Uma câmera de segurança instalada numa casa teria gravado a ocorrência. No entanto, as imagens não foram encontradas.
A acusação afirmou que os policiais entraram na casa e fizeram um morador apagar as imagens. A defesa dos policiais sustentou que elas teriam sido apagadas por um erro no aparelho, e que a perícia no aparelho de gravação não permite dizer que elas foram deletadas intencionalmente. Verardino e outro policial que atiraram contra o suspeito foram absolvidos em primeira e segunda instância.
O documento relata, ainda, um caso em que PMs estavam com as câmeras corporais descarregadas no momento em que se envolveram numa ocorrência com morte. Isso ocorreu após os botões serem acionados cerca de 200 vezes, o que teria esgotado a bateria do aparelho.

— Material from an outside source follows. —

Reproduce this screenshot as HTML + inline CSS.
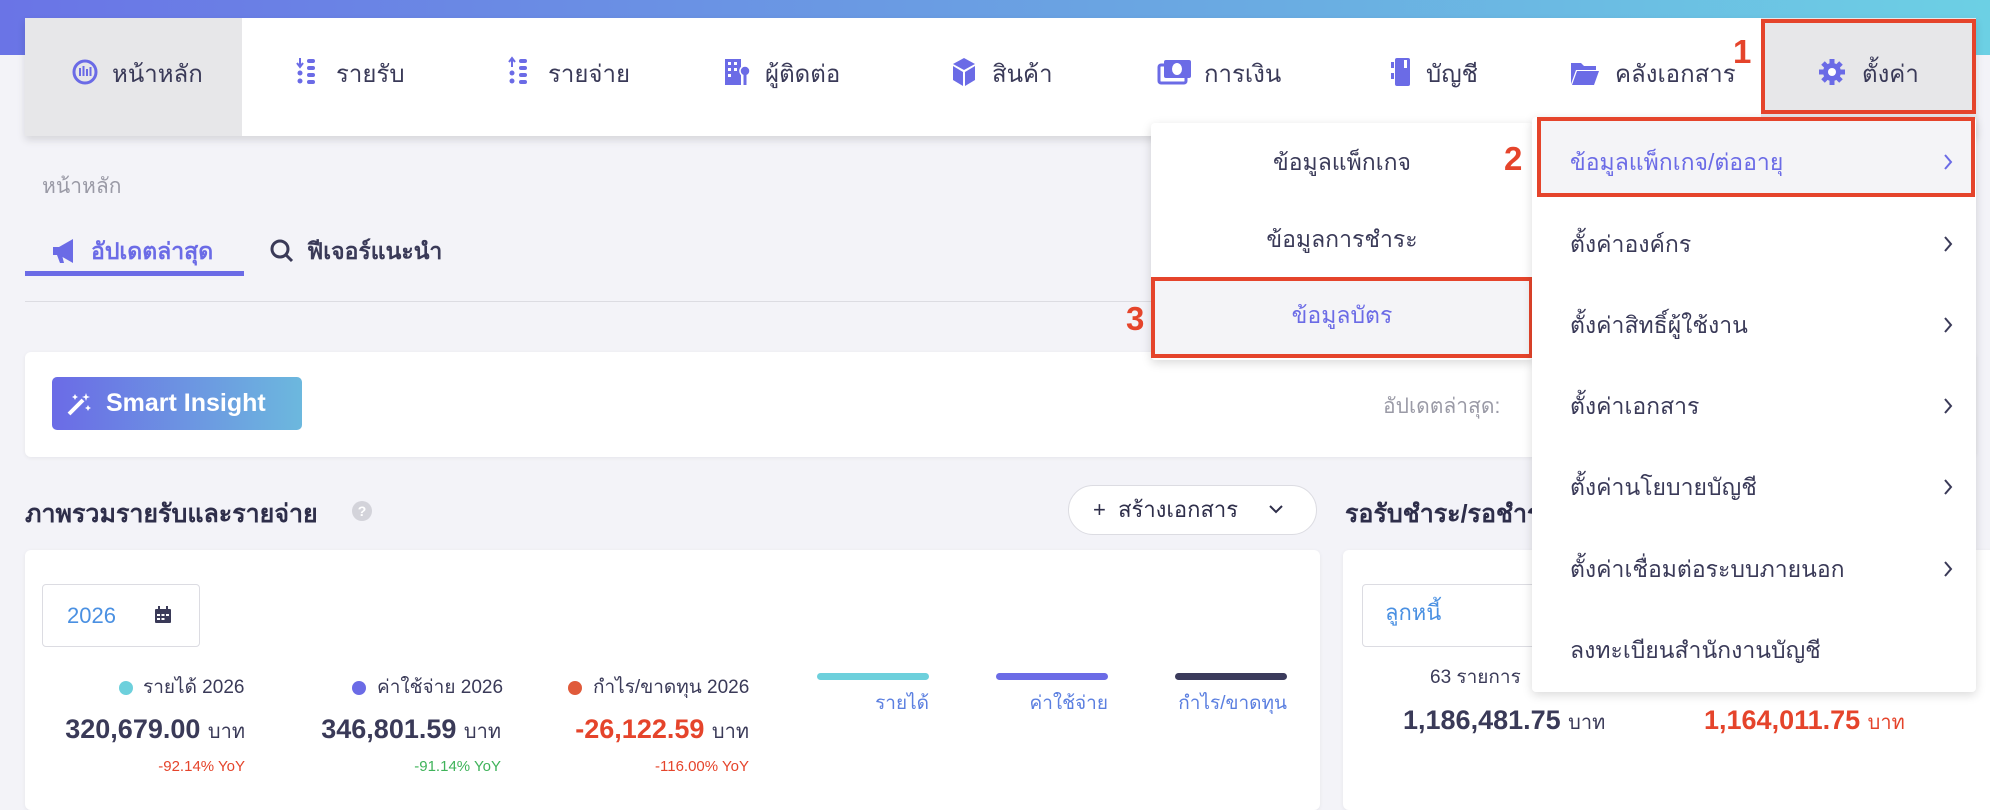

“Os policiais estavam cientes do desligamento e inclusive já haviam comunicado o fato ao Coordenador do Pelotão, que não interrompeu as ações”, diz o relatório. A morte ocorreu cerca de duas horas após as câmeras ficarem sem bateria.
O relatório registra ainda diversos problemas na preservação das cenas de ocorrência e da geração de provas nos processos.
São casos em que munições das armas atribuídas aos suspeitos não foram encontradas, indícios de que os corpos foram retirados sem vida e prejudicaram a perícia da cena, em que a própria perícia foi dispensada pela Polícia Civil. A maioria das ocorrências não foi gravada por câmeras corporais.
“Nossa tentativa foi chegar numa visão de conjunto da operação, e essa perspectiva aponta para essa dinâmica de retaliação institucional. E é importante, porque isso nunca é feito no Brasil, que se responsabilize a cadeia de comando”, disse o pesquisador Daniel Hirata, coordenador do Geni-UFF.
Após instaurar inquéritos sobre as 28 mortes, promotores do Ministério Público de São Paulo denunciaram oito PMs que participaram das mortes de quatro homens, e arquivaram as investigações das outras 24 mortes.
Já os inquéritos da Operação Verão, que ocorreu no ano seguinte e deixou um saldo oficial de 56 mortes, resultaram em três denúncias, e o restante foi arquivado.